| Aim of the exercise |
Find each line with the word "this" and copy it.

-*-

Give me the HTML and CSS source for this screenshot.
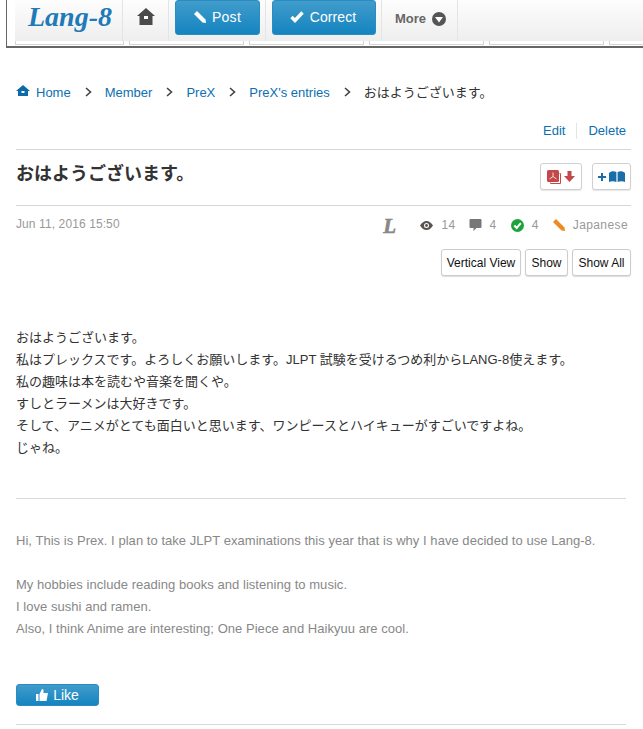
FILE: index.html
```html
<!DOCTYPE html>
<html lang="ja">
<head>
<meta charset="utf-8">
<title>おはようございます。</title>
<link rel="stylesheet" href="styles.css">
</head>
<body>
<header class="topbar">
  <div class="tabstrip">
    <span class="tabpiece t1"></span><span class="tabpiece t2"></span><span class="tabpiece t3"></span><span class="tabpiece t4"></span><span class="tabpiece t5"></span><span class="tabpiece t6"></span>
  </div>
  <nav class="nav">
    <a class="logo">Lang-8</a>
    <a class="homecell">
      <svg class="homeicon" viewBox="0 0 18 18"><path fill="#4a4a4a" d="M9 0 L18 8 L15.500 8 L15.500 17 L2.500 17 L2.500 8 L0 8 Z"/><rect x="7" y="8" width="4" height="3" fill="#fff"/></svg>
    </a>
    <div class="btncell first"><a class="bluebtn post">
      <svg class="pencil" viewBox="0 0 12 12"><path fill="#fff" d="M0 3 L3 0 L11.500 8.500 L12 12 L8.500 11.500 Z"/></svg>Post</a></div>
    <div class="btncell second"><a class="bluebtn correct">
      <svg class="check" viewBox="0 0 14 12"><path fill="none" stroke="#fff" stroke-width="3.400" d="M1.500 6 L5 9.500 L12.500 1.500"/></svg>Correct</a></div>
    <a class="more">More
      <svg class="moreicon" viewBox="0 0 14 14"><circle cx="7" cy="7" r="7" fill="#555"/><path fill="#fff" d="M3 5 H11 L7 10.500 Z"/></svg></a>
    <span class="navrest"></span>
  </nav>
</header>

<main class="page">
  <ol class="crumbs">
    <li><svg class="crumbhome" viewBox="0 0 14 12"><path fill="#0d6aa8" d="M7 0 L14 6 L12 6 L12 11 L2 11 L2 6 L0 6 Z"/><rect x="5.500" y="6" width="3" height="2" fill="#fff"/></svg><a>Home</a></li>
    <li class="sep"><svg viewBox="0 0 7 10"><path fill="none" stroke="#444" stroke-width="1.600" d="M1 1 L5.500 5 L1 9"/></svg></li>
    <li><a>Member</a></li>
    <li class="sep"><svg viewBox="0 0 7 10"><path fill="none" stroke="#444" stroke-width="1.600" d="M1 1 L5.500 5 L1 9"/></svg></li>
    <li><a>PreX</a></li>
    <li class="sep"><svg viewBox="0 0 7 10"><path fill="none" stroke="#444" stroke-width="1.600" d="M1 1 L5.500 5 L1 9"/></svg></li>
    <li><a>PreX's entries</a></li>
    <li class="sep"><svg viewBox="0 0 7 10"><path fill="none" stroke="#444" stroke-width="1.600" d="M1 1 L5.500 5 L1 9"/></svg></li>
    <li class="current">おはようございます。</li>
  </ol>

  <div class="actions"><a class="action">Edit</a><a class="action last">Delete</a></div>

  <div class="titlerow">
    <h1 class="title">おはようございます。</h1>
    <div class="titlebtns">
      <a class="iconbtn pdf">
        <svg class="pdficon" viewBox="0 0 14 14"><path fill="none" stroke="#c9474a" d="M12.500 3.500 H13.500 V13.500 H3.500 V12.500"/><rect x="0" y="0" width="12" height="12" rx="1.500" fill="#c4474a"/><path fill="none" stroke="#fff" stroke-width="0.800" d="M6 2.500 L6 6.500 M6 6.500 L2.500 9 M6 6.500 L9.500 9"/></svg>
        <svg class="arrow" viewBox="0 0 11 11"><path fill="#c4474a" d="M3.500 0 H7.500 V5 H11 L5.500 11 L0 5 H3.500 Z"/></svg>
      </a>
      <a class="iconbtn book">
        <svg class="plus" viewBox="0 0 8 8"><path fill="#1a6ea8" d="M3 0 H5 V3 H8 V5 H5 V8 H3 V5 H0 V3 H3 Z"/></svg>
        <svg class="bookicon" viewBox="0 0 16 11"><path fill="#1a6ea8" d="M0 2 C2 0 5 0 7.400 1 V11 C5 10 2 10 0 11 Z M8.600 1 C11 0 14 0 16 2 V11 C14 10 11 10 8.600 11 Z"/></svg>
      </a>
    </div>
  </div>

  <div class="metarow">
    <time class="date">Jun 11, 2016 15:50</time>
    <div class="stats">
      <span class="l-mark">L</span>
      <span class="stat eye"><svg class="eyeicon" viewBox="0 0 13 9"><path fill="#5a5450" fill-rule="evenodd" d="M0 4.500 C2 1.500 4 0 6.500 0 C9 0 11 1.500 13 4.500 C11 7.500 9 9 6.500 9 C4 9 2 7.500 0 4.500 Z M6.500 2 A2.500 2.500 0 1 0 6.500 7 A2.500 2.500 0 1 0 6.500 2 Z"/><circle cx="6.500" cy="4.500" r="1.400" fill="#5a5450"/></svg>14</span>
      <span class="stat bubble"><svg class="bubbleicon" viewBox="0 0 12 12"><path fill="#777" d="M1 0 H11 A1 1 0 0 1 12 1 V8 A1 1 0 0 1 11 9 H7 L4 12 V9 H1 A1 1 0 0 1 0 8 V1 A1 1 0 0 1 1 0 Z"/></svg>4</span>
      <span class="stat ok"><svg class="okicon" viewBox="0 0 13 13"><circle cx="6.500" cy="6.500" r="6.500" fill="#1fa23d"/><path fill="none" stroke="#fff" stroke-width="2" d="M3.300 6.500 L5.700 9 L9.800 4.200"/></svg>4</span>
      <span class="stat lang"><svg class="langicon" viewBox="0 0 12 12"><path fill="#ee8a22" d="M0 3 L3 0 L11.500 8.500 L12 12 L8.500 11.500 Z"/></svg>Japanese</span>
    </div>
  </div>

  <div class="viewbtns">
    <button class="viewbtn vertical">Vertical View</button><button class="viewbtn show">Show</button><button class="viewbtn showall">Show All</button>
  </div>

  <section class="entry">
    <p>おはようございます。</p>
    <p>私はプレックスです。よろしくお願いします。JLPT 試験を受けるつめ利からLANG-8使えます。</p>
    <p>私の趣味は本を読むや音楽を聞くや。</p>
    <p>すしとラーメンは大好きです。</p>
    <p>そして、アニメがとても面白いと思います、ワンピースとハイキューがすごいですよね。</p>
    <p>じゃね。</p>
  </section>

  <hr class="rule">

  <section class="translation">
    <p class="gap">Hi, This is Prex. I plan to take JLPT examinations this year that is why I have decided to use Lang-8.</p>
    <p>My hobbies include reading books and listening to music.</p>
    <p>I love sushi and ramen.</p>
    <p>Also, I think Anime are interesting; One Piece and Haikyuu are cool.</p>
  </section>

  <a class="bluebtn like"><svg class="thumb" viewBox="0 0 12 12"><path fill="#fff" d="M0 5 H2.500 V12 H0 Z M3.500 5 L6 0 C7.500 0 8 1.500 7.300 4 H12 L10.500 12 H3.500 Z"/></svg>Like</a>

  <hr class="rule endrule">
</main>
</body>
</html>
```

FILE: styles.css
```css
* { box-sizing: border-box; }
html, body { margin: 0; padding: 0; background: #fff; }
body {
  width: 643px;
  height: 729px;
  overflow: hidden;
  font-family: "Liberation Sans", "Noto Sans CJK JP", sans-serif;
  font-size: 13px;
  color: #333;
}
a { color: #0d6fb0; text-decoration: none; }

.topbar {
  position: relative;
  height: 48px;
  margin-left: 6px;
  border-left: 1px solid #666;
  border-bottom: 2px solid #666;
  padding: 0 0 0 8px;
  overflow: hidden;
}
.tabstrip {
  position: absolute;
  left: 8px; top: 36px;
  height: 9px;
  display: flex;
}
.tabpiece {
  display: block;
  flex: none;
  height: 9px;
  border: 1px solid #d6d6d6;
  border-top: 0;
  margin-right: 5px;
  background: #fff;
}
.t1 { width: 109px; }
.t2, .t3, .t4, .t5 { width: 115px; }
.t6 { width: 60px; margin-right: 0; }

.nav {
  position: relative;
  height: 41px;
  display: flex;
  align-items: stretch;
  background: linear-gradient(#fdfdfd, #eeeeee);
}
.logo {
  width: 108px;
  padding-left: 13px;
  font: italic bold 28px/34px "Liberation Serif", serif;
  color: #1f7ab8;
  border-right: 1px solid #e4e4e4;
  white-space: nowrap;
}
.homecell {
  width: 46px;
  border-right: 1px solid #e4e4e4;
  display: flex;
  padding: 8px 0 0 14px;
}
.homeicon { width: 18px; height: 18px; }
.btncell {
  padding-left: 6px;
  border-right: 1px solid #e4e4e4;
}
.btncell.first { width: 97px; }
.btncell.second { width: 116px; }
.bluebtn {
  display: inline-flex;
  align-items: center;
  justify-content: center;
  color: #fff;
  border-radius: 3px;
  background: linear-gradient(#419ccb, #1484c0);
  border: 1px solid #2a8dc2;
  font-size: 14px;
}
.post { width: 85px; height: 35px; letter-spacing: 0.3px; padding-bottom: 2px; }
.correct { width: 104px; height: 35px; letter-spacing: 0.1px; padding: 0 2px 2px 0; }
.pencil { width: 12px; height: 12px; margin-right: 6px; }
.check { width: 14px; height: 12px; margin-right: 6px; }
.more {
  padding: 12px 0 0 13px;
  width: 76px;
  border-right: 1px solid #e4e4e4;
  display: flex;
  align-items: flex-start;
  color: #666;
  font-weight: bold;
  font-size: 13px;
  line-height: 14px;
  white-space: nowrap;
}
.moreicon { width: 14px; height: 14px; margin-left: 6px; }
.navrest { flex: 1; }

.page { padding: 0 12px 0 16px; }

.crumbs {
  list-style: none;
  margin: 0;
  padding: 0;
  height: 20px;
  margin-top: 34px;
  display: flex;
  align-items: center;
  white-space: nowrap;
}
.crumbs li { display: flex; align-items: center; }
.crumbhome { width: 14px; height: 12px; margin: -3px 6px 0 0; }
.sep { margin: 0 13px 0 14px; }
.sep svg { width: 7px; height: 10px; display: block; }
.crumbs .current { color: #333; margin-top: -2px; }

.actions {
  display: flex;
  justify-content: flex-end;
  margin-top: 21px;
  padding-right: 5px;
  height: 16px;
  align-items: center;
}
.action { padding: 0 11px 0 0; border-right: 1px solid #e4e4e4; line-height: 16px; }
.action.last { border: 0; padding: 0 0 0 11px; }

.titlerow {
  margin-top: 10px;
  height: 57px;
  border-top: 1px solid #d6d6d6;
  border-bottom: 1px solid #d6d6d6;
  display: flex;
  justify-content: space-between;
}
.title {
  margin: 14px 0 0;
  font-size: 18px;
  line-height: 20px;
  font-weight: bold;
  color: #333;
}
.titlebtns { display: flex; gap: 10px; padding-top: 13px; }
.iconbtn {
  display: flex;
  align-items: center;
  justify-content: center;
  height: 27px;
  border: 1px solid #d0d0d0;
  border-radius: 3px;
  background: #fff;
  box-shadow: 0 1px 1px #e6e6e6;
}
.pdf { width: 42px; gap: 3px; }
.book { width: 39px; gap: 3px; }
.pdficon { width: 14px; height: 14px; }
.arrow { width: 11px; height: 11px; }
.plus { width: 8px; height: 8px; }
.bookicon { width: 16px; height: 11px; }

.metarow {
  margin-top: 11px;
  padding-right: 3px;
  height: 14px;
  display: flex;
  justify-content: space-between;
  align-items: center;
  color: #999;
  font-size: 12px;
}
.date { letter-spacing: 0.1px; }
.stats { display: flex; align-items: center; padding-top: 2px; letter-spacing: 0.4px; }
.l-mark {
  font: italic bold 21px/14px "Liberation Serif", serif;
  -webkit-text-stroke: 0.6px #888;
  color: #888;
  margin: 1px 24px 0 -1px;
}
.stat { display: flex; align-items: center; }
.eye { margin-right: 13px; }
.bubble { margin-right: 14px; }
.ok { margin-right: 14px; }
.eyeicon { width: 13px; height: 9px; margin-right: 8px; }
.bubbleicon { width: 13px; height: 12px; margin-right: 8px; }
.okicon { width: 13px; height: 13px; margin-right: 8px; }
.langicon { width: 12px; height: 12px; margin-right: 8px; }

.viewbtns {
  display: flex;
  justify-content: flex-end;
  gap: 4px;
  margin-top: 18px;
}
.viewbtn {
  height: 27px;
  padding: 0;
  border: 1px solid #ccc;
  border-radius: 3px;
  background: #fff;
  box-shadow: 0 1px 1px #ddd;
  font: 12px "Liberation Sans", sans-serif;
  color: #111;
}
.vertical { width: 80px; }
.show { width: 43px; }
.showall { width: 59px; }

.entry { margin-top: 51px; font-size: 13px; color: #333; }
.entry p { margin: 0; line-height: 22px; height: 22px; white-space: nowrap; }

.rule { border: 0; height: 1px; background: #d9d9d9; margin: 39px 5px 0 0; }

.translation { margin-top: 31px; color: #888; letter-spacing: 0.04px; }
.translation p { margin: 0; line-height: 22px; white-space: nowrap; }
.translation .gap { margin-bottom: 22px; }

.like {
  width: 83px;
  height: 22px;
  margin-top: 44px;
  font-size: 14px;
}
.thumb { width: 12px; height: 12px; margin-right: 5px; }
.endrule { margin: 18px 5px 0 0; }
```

-*-

| Finished task |
Give me the HTML and CSS source for this screenshot.
    <p class="gap">Hi, This is Prex. I plan to take JLPT examinations this year that is why I have decided to use Lang-8.</p>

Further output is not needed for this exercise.